Quantitative analysis of Auger lineshapes of oxidized iron

Abstract

A detailed data set of Fe(MNN) Auger lineshapes and O(511 eV)/Fe(LMM) Auger peak ratios for polycrystalline iron is reported as a function of oxygen exposure, and compared to corresponding X-ray photoelectron spectra. The data demonstrate that the Fe(MNN) lineshapes of Fe 3O 4 and Fe 2O 3 are extremely similar, and cannot be used to discriminate between these two oxides, except under nearly idealconditions. Other methods of determining iron oxidation states using relative heights of the Fe(LMM) peaks and O(KLL)/Fe(LMM) peak height ratios are critically evaluated.
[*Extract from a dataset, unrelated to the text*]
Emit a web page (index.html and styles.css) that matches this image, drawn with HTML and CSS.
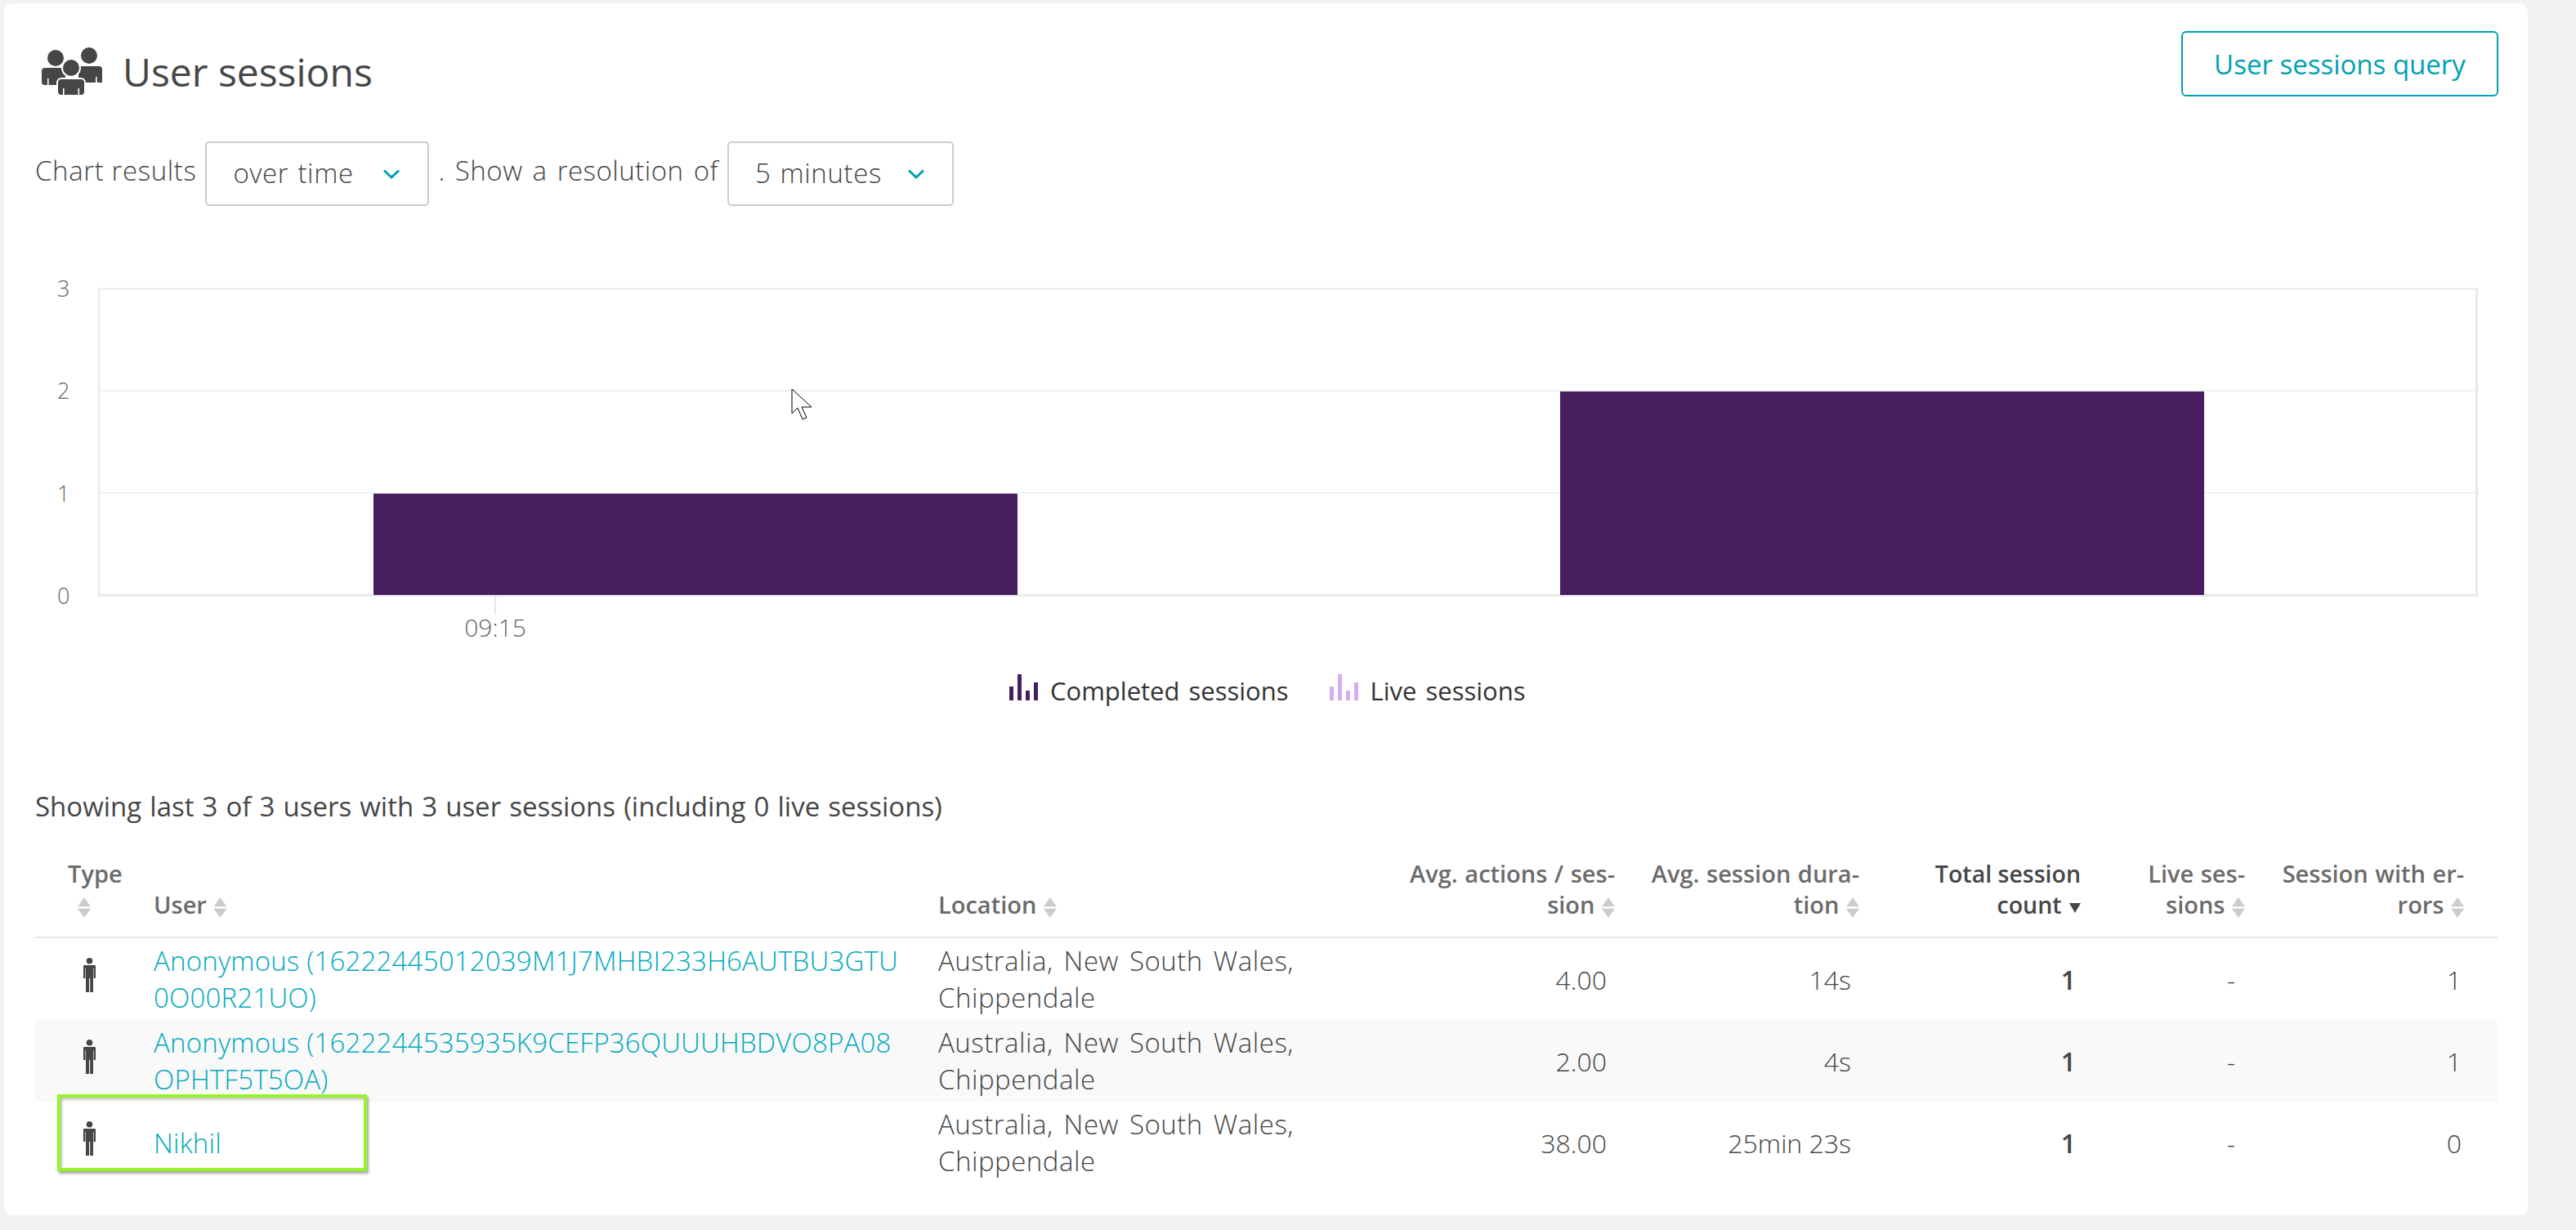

The data also demonstrate that although X-ray photoelectron spectroscopy is generally superior to Auger electron spectroscopy for determining iron oxidation states, the extreme surface sensitivity of the Fe(MNN) Auger peak provides certain advantages for analysis of the initial stages of iron oxidation. A methodology is discussed whereby this data set can be used to separate contributions to the O(511 eV) Auger peak due to iron oxides from contributions due to other oxides in multicomponent samples. In this manner, oxidation-state information can be obtained for individual components of multiple-element samples by Auger electron spectroscopy. In principle, this approach is applicable to transition-metal elements other than iron.